*INPUT RECORDS:*

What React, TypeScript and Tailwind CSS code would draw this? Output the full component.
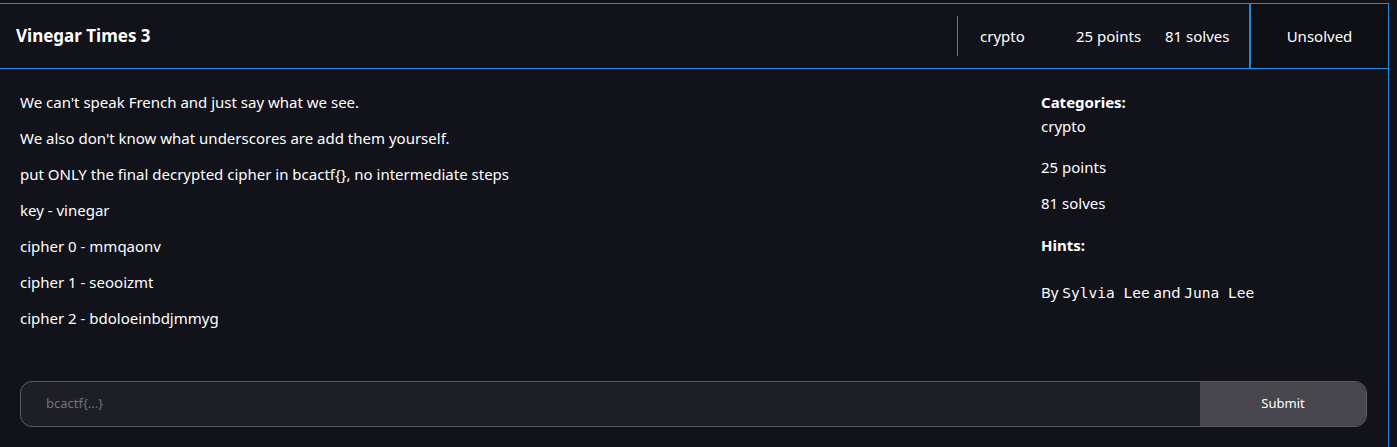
import React from "react";

export default function App() {
  const lines = [
    "We can't speak French and just say what we see.",
    "We also don't know what underscores are add them yourself.",
    "put ONLY the final decrypted cipher in bcactf{}, no intermediate steps",
    "key - vinegar",
    "cipher 0 - mmqaonv",
    "cipher 1 - seooizmt",
    "cipher 2 - bdoloeinbdjmmyg",
  ];

  return (
    <div
      className="w-[1397px] h-[447px] overflow-hidden bg-[#12121a] pt-[3px] text-white"
      style={{ fontFamily: '"Noto Sans", "Open Sans", sans-serif' }}
    >
      <div className="w-[1389px] h-[460px] border-t border-r border-[#1a8be0] bg-[#11121a]">
        {/* header */}
        <div className="flex items-stretch h-[65px] border-b border-[#1a8be0]">
          <div className="flex-1 flex items-center pl-4">
            <h1 className="text-[17px] font-bold">Vinegar Times 3</h1>
          </div>
          <div className="flex items-center">
            <div className="w-px h-10 bg-[#1a8be0]" />
            <span className="ml-[22px] w-[96px] text-[15px]">crypto</span>
            <span className="w-[89px] text-[15px]">25 points</span>
            <span className="w-[84px] text-[15px]">81 solves</span>
          </div>
          <div className="w-[139px] border-l-2 border-[#1a8be0] bg-[#0e0f14] flex items-center justify-center text-[15px]">
            Unsolved
          </div>
        </div>

        {/* body */}
        <div className="flex pl-5 pt-[21px]">
          <div className="flex-1 flex flex-col gap-[12px]">
            {lines.map((l) => (
              <p key={l} className="text-[15px] leading-[24px]">
                {l}
              </p>
            ))}
          </div>
          <div className="w-[347px] flex flex-col text-[15px] leading-[24px]">
            <p className="font-bold">Categories:</p>
            <p>crypto</p>
            <p className="mt-[17px]">25 points</p>
            <p className="mt-[12px]">81 solves</p>
            <p className="mt-[18px] font-bold">Hints:</p>
            <p className="mt-[23px]">
              By{" "}
              <code className="text-[14.5px]" style={{ fontFamily: '"DejaVu Sans Mono", monospace' }}>
                Sylvia Lee
              </code>{" "}
              and{" "}
              <code className="text-[14.5px]" style={{ fontFamily: '"DejaVu Sans Mono", monospace' }}>
                Juna Lee
              </code>
            </p>
          </div>
        </div>

        {/* submit */}
        <form className="mt-[51px] ml-5 mr-[21px] flex h-[46px] rounded-xl border border-[#5c5d64] overflow-hidden bg-[#1e1f26]">
          <input
            className="flex-1 bg-transparent pl-[25px] text-[13px] outline-none placeholder:text-[#6b7385]"
            placeholder="bcactf{...}"
          />
          <button type="button" className="w-[166px] bg-[#47464d] text-[13px] text-white">
            Submit
          </button>
        </form>
      </div>
    </div>
  );
}
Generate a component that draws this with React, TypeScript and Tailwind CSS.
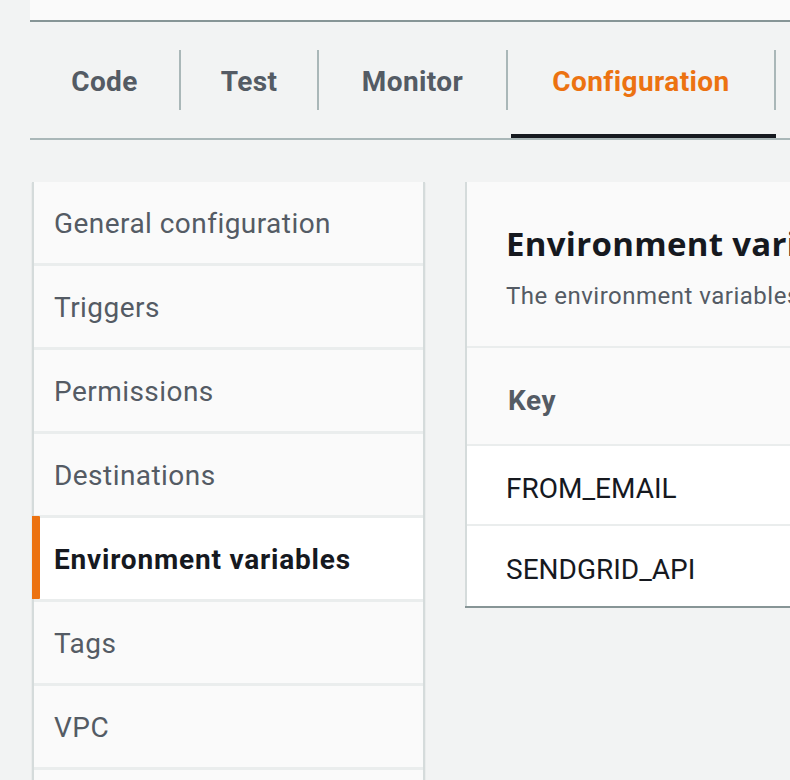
import React from "react";

const tabs = [
  { label: "Code", w: "w-[151px]" },
  { label: "Test", w: "w-[138px]" },
  { label: "Monitor", w: "w-[189px]" },
  { label: "Configuration", w: "w-[268px]", active: true },
];

const items = [
  "General configuration",
  "Triggers",
  "Permissions",
  "Destinations",
  "Environment variables",
  "Tags",
  "VPC",
  "Monitoring and operations tools",
];

export default function App() {
  return (
    <div
      className="w-[790px] h-[780px] overflow-hidden bg-[#f2f3f3] pl-[30px]"
      style={{ fontFamily: "Roboto, 'Liberation Sans', sans-serif" }}
    >
      <div className="h-[20px] w-[800px] bg-[#fafafa] shadow-[0_2px_0_0_#879596]" />

      <div className="mt-[30px] flex w-[800px] border-b-2 border-[#aab7b8]">
        {tabs.map((t) => (
          <div key={t.label} className={`flex flex-col ${t.w}`}>
            <div
              className={`h-[60px] pt-[3px] flex items-center justify-center border-r-2 border-[#aab7b8] text-[28px] font-bold tracking-[0.4px] ${
                t.active ? "text-[#ec7211]" : "text-[#545b64]"
              }`}
            >
              {t.label}
            </div>
            <div className="h-[24px]" />
            <div className={`h-[4px] ml-[3px] ${t.active ? "bg-[#16191f]" : ""}`} />
          </div>
        ))}
      </div>

      <div className="mt-[42px] flex items-start">
        <div className="ml-[2px] w-[393px] shrink-0 flex flex-col gap-[3px] bg-[#eaeded] border-x-2 border-[#d5dbdb] shadow-[0_1px_1px_0_rgba(0,28,36,0.2)]">
          {items.map((it) => {
            const active = it === "Environment variables";
            return (
              <div
                key={it}
                className={`relative h-[81px] flex items-center pl-[20px] pt-[2px] text-[28px] whitespace-nowrap ${
                  active
                    ? "bg-white font-bold text-[#16191f] tracking-[0.8px]"
                    : "bg-[#fafafa] text-[#545b64] tracking-[0.45px]"
                }`}
              >
                {active && (
                  <div className="absolute left-[-2px] top-[-2px] bottom-0 w-[8px] bg-[#ec7211] rounded-r-[1px]" />
                )}
                {it}
              </div>
            );
          })}
        </div>

        <div className="ml-[40px] w-[500px] shrink-0 bg-white border-l-2 border-[#d5dbdb] shadow-[0_2px_0_0_#879596]">
          <div className="h-[166px] bg-[#fafafa] border-b-2 border-[#eaeded] pl-[39px] pt-[40px]">
            <div
              className="text-[33px] font-bold text-[#16191f] whitespace-nowrap leading-[44px] tracking-[0.3px]"
              style={{ fontFamily: "'Open Sans', Roboto, sans-serif" }}
            >
              Environment variables (2)
            </div>
            <div className="mt-[15px] text-[24px] text-[#545b64] whitespace-nowrap leading-[30px] tracking-[0.5px]">
              The environment variables below are encrypted at rest.
            </div>
          </div>
          <div className="h-[98px] bg-[#fafafa] border-b-2 border-[#eaeded] flex items-center pl-[41px] pt-[9px] text-[28px] font-bold text-[#545b64] tracking-[0.5px]">
            Key
          </div>
          <div className="h-[80px] border-b-2 border-[#eaeded] flex items-center pl-[39px] pt-[8px] text-[28px] text-[#16191f]">
            FROM_EMAIL
          </div>
          <div className="h-[80px] flex items-center pl-[39px] pt-[7px] text-[28px] text-[#16191f]">
            SENDGRID_API
          </div>
        </div>
      </div>
    </div>
  );
}
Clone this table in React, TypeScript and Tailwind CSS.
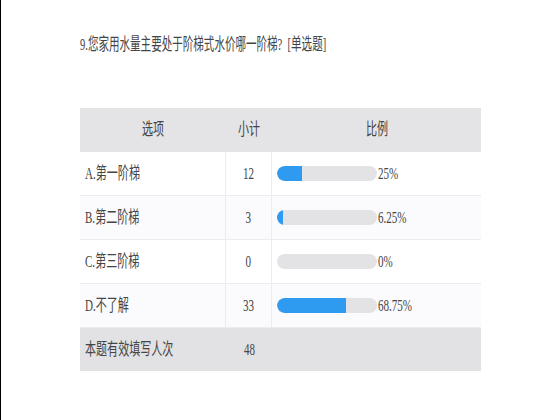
import React from 'react';

const rows = [
  { label: 'A.第一阶梯', count: 12, pct: 25, text: '25%' },
  { label: 'B.第二阶梯', count: 3, pct: 6.25, text: '6.25%' },
  { label: 'C.第三阶梯', count: 0, pct: 0, text: '0%' },
  { label: 'D.不了解', count: 33, pct: 68.75, text: '68.75%' },
];

const font = { fontFamily: '"Liberation Serif", "Noto Sans CJK SC", serif' };

function Narrow({ children, center }: { children: React.ReactNode; center?: boolean }) {
  return (
    <span
      className={
        center
          ? 'inline-block whitespace-nowrap scale-x-[0.65] origin-center'
          : 'inline-block whitespace-nowrap scale-x-[0.65] origin-left'
      }
    >
      {children}
    </span>
  );
}

export default function App() {
  return (
    <div className="w-[560px] h-[420px] bg-white border-l border-black text-[#454545]" style={font}>
      <div className="pl-[79px] pt-[34px]">
        <div className="h-[22px] text-[17px] leading-[22px] w-[480px]">
          <span className="inline-block whitespace-pre scale-x-[0.62] origin-left">
            9.您家用水量主要处于阶梯式水价哪一阶梯?  [单选题]
          </span>
        </div>

        <div className="mt-[52px] w-[401px] text-[17px]">
          <div className="grid grid-cols-[146px_46px_209px] h-[44px] bg-[#e4e4e6] items-center">
            <div className="text-center"><Narrow center>选项</Narrow></div>
            <div className="text-center"><Narrow center>小计</Narrow></div>
            <div className="text-center"><Narrow center>比例</Narrow></div>
          </div>

          {rows.map((r, i) => (
            <div
              key={r.label}
              className={
                i % 2 === 1
                  ? 'grid grid-cols-[146px_46px_209px] h-[44px] bg-[#fbfbfd] border-b border-[#ececee]'
                  : 'grid grid-cols-[146px_46px_209px] h-[44px] bg-white border-b border-[#ececee]'
              }
            >
              <div className="flex items-center pl-[5px] border-r border-[#ececee]">
                <Narrow>{r.label}</Narrow>
              </div>
              <div className="flex items-center justify-center border-r border-[#ececee]">
                <Narrow center>{r.count}</Narrow>
              </div>
              <div className="flex items-center pl-[5px]">
                <div className="w-[100px] h-[15px] rounded-full bg-[#e3e3e5] overflow-hidden">
                  <div className="h-full bg-[#2e9bf0] rounded-l-full" style={{ width: `${r.pct}%` }} />
                </div>
                <div className="pl-[1px]">
                  <Narrow>{r.text}</Narrow>
                </div>
              </div>
            </div>
          ))}

          <div className="grid grid-cols-[146px_46px_209px] h-[43px] bg-[#e2e2e4] items-center">
            <div className="pl-[5px]"><Narrow>本题有效填写人次</Narrow></div>
            <div className="text-center"><Narrow center>48</Narrow></div>
            <div />
          </div>
        </div>
      </div>
    </div>
  );
}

*SHORT PROBLEM:*
Copy down every line of the entries containing the word "TypeScript".

*RESULT OF THIS EXERCISE:*
What React, TypeScript and Tailwind CSS code would draw this? Output the full component.
Generate a component that draws this with React, TypeScript and Tailwind CSS.
Clone this table in React, TypeScript and Tailwind CSS.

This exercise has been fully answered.